Skeptic Ink Network (SIN) provides a great platform for philosophy, particularly the philosophy of religion. A Tippling Philosopher is a blog dedicated to such, with a popular, easy to digest approach. The name comes from the casual philosophy and theology group that author and blogger Jonathan MS Pearce frequents in Hampshire, UK. This blog is an extension of that, with guest posts by other thinkers with the same questioning vein from around the world. What started with Socrates, in challenging the legitimacy of religious beliefs of his time, will hopefully be continued several thousand years later with this lively community of critical thinkers.
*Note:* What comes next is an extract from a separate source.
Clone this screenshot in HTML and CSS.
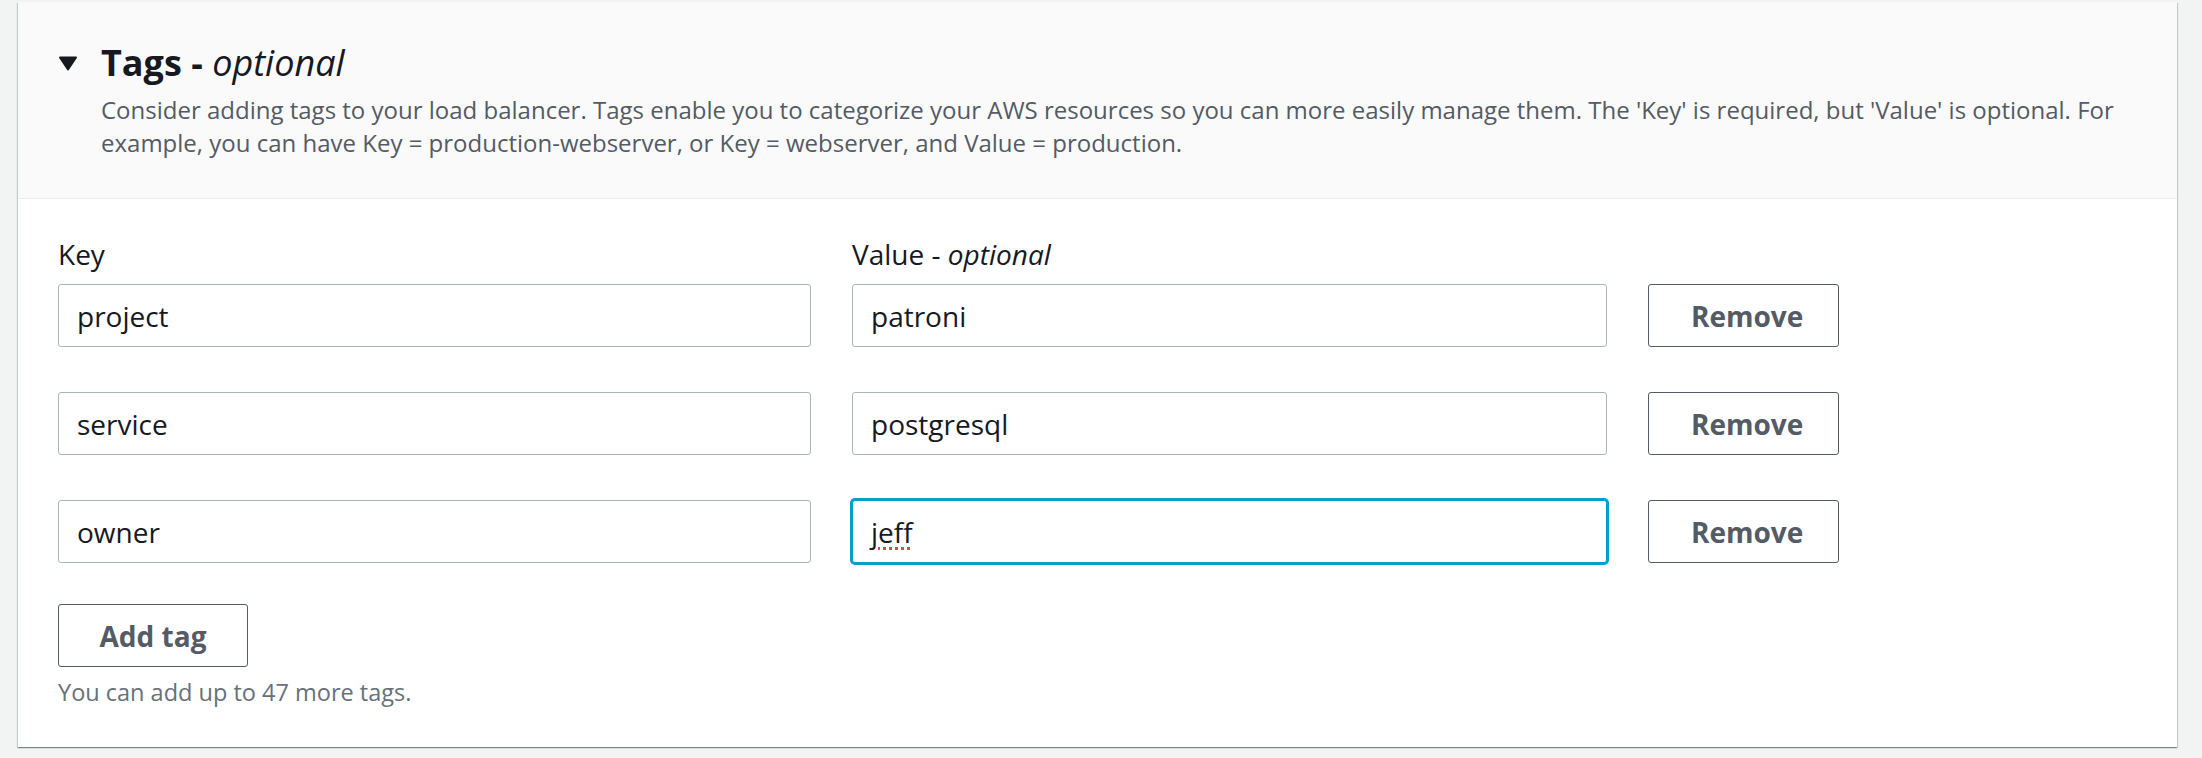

As an author, Pearce writes about the subjects which fascinate him hugely. His first book “Free Will?” is a work dedicated to investigating free will and determinism, presenting a wealth of evidence to support a deterministic worldview. His second book “The Little Book of Unholy Questions” is a cumulative case against the existence of God written in the form of a set of questions asked directly to God. His last book “The Nativity: A Critical Examination” is a synthesis of the work detailing the analysis of the infancy narratives in the New Testament, showing that the two Gospel accounts are clearly a-historical. Since then, he has continued to produce books and chapters at an impressive rate.
Pearce has also guest blogged for John Loftus’ Debunking Christianity and has given some public talks in the UK on a number of different topics. He is an agnostic atheist who finds the subject of the existence of God an all-consuming and obsessive one.
But enough of that. What he really wants to do is engage religious thinkers in debate in order to show them the error of their ways, to sharpen his own mind and to improve his own epistemological approach to life, the universe and everything. May this be an oasis in a wilderness of nonsense (not Skeptic Blogs, that is, but the internet as a whole!).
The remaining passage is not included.